This article is part of AIN’s comprehensive coverage of the F-35. Click here for news, videos and images of the long-awaited Joint Strike Fighter.
The U.S. military grounded its fleet of Lockheed Martin F-35 Joint Strike Fighters after a routine engine inspection revealed a cracked turbine blade in an F-35A based at Edwards Air Force Base, Calif. The precautionary flight suspension was announced on February 22, following an inspection earlier in the week. The grounding affects all three variants of the fighter, for a total of 51 aircraft.
Only recently, the F-35B short takeoff/vertical landing (Stovl) variant ordered by the U.S. Marine Corps was cleared to resume flying after being grounded for more than three weeks when an improperly crimped fueldraulic line was discovered in a test aircraft at Eglin AFB, Fla. The flight clearance was announced on February 12.
In a brief statement, the Department of Defense said the cracked turbine blade was discovered in the Pratt & Whitney F135 engine installed in aircraft AF-2, an F-35A conventional takeoff variant, at Edwards AFB. The engine’s turbine module and associated hardware were shipped to Pratt & Whitney’s engine facility in Middletown, Conn., for more thorough evaluation.

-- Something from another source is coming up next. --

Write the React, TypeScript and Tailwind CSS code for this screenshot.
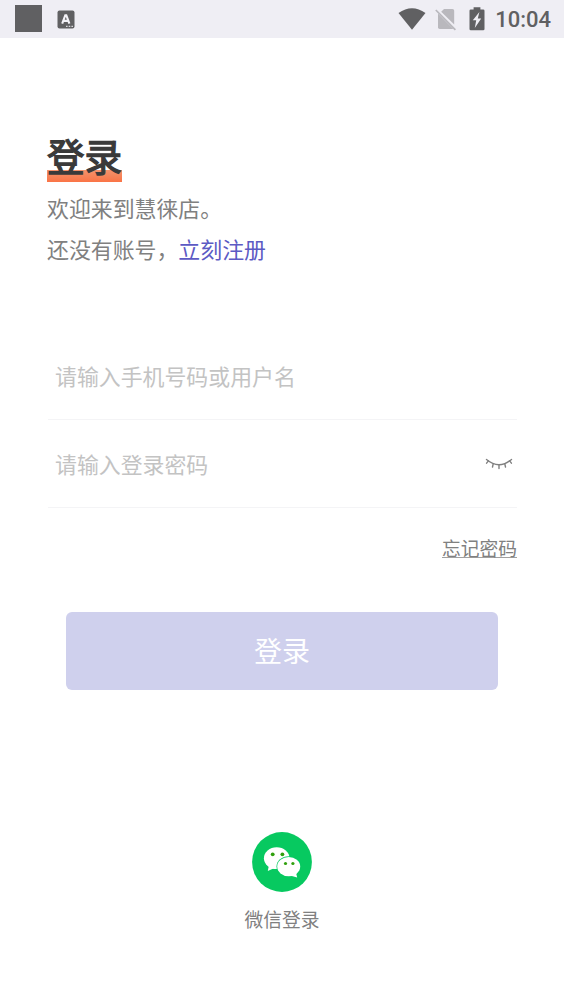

“As a precautionary measure, all F-35 flight operations have been suspended until the investigation is complete,” the Pentagon said. “It is too early to know the fleet-wide impact of the recent finding. The F-35 Joint Program Office is working closely with Pratt & Whitney and Lockheed Martin at all F-35 locations to ensure the integrity of the engine, and to return the fleet safely to flight as soon as possible.”